Sean, You are so very correct.
 
What carb is in it? Is it Walbro WJ?
Always start from scratch when setting carbs. Set it to factory settings and fine tune from that.
Make sure carb is tight, no leak in main inlet valve (and set right) or gaskets/membrane. No crap in filter under pump membrane.
Set it One full turn out from LIGHTLY seated.
This it should start and run on.
After you got it running you sett L so there is no hesitation on acceleration. Strong idle.
H is top rpm but also affect L so don't tinker with it if not needed.
In Full throttle it should just slightly four stroke, then clear up as it gets in under load.

When I set saws I set them under load after performance. When they run as best that is good enough for me.
 
In any tinkering with saws first thing I do is put in a new corrected and tested spark plug.
Helps get some parameters out of head.
One system at the time, if its not OK, go thru all of it part by part.

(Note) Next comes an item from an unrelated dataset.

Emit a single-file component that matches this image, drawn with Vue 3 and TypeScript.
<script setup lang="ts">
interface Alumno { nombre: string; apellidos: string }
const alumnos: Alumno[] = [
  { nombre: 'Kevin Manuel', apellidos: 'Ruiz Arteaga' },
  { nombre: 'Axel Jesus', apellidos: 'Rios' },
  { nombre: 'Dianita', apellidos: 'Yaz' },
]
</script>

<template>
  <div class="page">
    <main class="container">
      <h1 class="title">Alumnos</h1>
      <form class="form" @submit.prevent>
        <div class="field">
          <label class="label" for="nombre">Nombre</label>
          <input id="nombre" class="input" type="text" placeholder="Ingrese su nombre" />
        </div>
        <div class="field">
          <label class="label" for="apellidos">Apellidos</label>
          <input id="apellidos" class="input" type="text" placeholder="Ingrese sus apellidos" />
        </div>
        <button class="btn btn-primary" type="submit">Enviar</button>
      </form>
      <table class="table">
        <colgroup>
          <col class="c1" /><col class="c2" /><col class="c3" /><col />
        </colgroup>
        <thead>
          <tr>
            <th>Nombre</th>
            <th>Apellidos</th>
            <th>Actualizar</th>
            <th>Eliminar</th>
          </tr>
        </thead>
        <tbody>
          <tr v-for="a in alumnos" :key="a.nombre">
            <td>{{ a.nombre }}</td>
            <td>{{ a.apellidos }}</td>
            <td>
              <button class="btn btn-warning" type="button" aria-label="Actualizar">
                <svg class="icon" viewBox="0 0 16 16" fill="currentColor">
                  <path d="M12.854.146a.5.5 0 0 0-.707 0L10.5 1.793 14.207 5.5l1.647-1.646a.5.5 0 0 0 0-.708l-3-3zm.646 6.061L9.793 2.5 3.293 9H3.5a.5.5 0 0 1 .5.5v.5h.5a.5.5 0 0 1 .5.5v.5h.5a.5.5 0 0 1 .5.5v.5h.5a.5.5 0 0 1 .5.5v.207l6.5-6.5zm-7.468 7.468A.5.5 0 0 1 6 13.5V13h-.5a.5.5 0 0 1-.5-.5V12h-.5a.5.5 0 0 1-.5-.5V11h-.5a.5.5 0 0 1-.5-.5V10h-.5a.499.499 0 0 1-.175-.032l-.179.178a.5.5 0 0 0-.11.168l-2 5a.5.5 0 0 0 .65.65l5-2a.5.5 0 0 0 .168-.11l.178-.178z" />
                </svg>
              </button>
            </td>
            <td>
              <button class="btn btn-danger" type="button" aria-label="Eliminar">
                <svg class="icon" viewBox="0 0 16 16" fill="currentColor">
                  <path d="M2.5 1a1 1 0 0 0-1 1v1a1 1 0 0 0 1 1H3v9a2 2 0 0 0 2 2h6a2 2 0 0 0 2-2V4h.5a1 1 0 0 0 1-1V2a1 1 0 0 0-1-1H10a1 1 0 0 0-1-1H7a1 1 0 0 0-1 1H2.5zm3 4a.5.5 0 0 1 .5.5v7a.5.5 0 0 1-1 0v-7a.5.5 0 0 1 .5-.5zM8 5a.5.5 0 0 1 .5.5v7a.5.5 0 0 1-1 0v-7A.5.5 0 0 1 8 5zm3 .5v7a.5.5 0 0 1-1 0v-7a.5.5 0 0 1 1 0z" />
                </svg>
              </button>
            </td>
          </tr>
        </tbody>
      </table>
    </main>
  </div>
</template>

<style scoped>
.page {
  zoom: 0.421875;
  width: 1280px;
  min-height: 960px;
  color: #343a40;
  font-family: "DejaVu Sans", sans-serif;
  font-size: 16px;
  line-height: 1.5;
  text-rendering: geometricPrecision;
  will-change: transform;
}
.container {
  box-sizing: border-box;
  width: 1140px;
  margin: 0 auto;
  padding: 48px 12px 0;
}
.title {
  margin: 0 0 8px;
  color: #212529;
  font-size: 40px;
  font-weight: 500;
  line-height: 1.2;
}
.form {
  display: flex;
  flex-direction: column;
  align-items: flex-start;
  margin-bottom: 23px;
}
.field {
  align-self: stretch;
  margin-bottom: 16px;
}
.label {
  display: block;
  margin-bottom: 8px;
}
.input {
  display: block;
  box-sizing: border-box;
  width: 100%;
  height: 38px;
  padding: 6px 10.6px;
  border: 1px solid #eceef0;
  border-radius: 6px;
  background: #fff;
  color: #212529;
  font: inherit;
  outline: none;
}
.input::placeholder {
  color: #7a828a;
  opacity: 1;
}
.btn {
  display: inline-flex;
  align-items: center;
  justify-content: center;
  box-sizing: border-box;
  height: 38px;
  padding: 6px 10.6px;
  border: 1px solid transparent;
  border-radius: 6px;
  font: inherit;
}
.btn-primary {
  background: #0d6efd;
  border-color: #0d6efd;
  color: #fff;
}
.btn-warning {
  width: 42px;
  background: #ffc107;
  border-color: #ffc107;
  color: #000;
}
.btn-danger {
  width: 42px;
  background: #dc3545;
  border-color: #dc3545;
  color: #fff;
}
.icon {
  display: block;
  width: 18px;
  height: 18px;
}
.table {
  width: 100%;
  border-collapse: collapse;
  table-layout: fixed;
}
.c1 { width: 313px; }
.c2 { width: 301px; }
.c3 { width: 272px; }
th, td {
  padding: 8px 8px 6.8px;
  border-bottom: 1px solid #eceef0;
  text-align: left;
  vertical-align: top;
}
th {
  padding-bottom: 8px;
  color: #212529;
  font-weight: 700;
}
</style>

Start in one end and go thru all of system.
If its fuel system you start in tank with pickup/filter, then fuel line, carb, intake, impulsline etc..
Coffey help you a bit.. Education ladder is set pretty steep at first.
Being a cranky, stubborn old bastard that never give a inch also help in this work.
I have saws with 40hrs+ in them until I got them good.

But there is not much that beat the satisfaction you get when its running right, better than new even.
Keep in there and don't let a little inanimate thing as a saw get under your skin.